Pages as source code
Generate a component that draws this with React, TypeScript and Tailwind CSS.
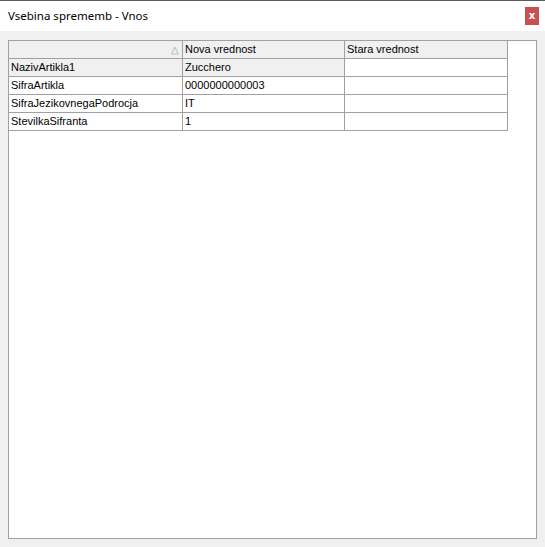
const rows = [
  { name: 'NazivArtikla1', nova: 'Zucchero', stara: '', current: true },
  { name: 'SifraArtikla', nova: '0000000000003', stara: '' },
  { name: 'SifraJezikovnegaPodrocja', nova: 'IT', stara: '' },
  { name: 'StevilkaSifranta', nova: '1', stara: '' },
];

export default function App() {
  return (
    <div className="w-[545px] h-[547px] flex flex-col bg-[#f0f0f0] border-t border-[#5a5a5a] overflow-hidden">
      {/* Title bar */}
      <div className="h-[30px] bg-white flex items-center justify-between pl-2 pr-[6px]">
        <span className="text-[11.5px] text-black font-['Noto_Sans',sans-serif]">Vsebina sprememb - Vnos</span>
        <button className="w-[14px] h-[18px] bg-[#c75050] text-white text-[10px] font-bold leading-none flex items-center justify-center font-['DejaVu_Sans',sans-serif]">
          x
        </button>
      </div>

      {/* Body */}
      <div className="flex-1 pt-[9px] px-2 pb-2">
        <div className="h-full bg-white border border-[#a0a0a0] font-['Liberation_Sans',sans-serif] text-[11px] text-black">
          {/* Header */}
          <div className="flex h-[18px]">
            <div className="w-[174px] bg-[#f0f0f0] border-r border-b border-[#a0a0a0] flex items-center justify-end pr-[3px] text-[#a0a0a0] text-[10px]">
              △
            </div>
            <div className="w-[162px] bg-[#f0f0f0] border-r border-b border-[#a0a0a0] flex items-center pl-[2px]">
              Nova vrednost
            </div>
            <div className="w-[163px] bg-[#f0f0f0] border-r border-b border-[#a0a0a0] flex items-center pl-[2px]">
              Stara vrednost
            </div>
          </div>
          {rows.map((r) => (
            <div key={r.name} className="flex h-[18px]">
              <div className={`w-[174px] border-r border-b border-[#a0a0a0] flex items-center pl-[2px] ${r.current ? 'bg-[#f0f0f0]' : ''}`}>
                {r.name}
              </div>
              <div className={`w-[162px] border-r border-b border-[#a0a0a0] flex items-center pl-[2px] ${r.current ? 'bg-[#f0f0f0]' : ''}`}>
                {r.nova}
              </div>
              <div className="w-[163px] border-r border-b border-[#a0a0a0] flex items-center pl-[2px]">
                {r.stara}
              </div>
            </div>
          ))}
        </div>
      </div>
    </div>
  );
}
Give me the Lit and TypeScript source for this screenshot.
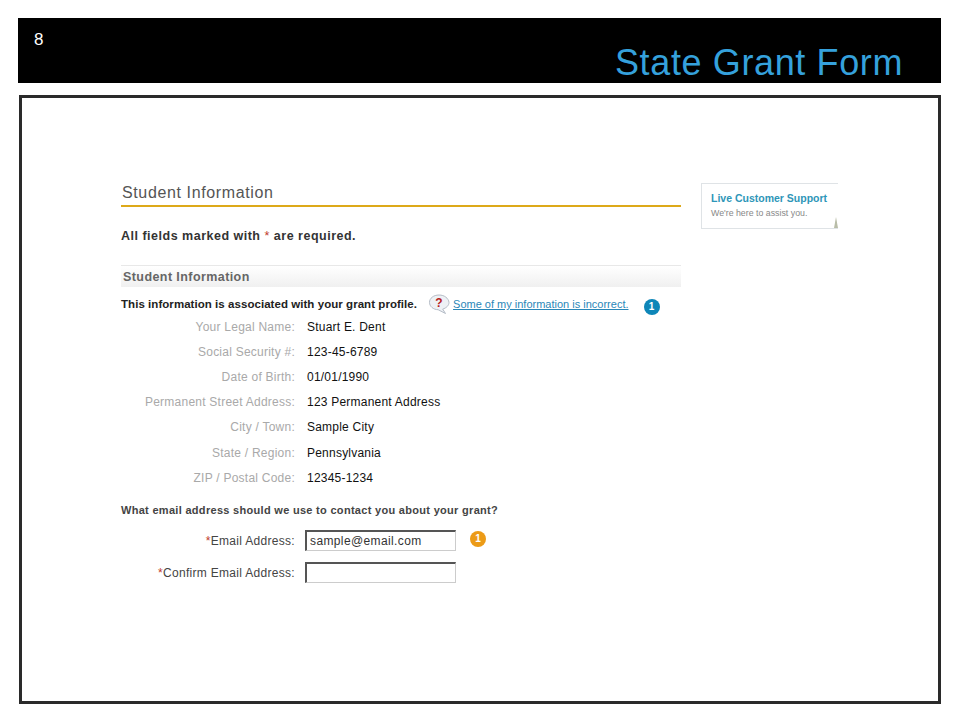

- **TASK INSTRUCTIONS**: Output the records above exactly as they are, leaving out the pictures.

- **OUTPUT OF THE TASK**:
Generate a component that draws this with React, TypeScript and Tailwind CSS.
const rows = [
  { name: 'NazivArtikla1', nova: 'Zucchero', stara: '', current: true },
  { name: 'SifraArtikla', nova: '0000000000003', stara: '' },
  { name: 'SifraJezikovnegaPodrocja', nova: 'IT', stara: '' },
  { name: 'StevilkaSifranta', nova: '1', stara: '' },
];

export default function App() {
  return (
    <div className="w-[545px] h-[547px] flex flex-col bg-[#f0f0f0] border-t border-[#5a5a5a] overflow-hidden">
      {/* Title bar */}
      <div className="h-[30px] bg-white flex items-center justify-between pl-2 pr-[6px]">
        <span className="text-[11.5px] text-black font-['Noto_Sans',sans-serif]">Vsebina sprememb - Vnos</span>
        <button className="w-[14px] h-[18px] bg-[#c75050] text-white text-[10px] font-bold leading-none flex items-center justify-center font-['DejaVu_Sans',sans-serif]">
          x
        </button>
      </div>

      {/* Body */}
      <div className="flex-1 pt-[9px] px-2 pb-2">
        <div className="h-full bg-white border border-[#a0a0a0] font-['Liberation_Sans',sans-serif] text-[11px] text-black">
          {/* Header */}
          <div className="flex h-[18px]">
            <div className="w-[174px] bg-[#f0f0f0] border-r border-b border-[#a0a0a0] flex items-center justify-end pr-[3px] text-[#a0a0a0] text-[10px]">
              △
            </div>
            <div className="w-[162px] bg-[#f0f0f0] border-r border-b border-[#a0a0a0] flex items-center pl-[2px]">
              Nova vrednost
            </div>
            <div className="w-[163px] bg-[#f0f0f0] border-r border-b border-[#a0a0a0] flex items-center pl-[2px]">
              Stara vrednost
            </div>
          </div>
          {rows.map((r) => (
            <div key={r.name} className="flex h-[18px]">
              <div className={`w-[174px] border-r border-b border-[#a0a0a0] flex items-center pl-[2px] ${r.current ? 'bg-[#f0f0f0]' : ''}`}>
                {r.name}
              </div>
              <div className={`w-[162px] border-r border-b border-[#a0a0a0] flex items-center pl-[2px] ${r.current ? 'bg-[#f0f0f0]' : ''}`}>
                {r.nova}
              </div>
              <div className="w-[163px] border-r border-b border-[#a0a0a0] flex items-center pl-[2px]">
                {r.stara}
              </div>
            </div>
          ))}
        </div>
      </div>
    </div>
  );
}
Give me the Lit and TypeScript source for this screenshot.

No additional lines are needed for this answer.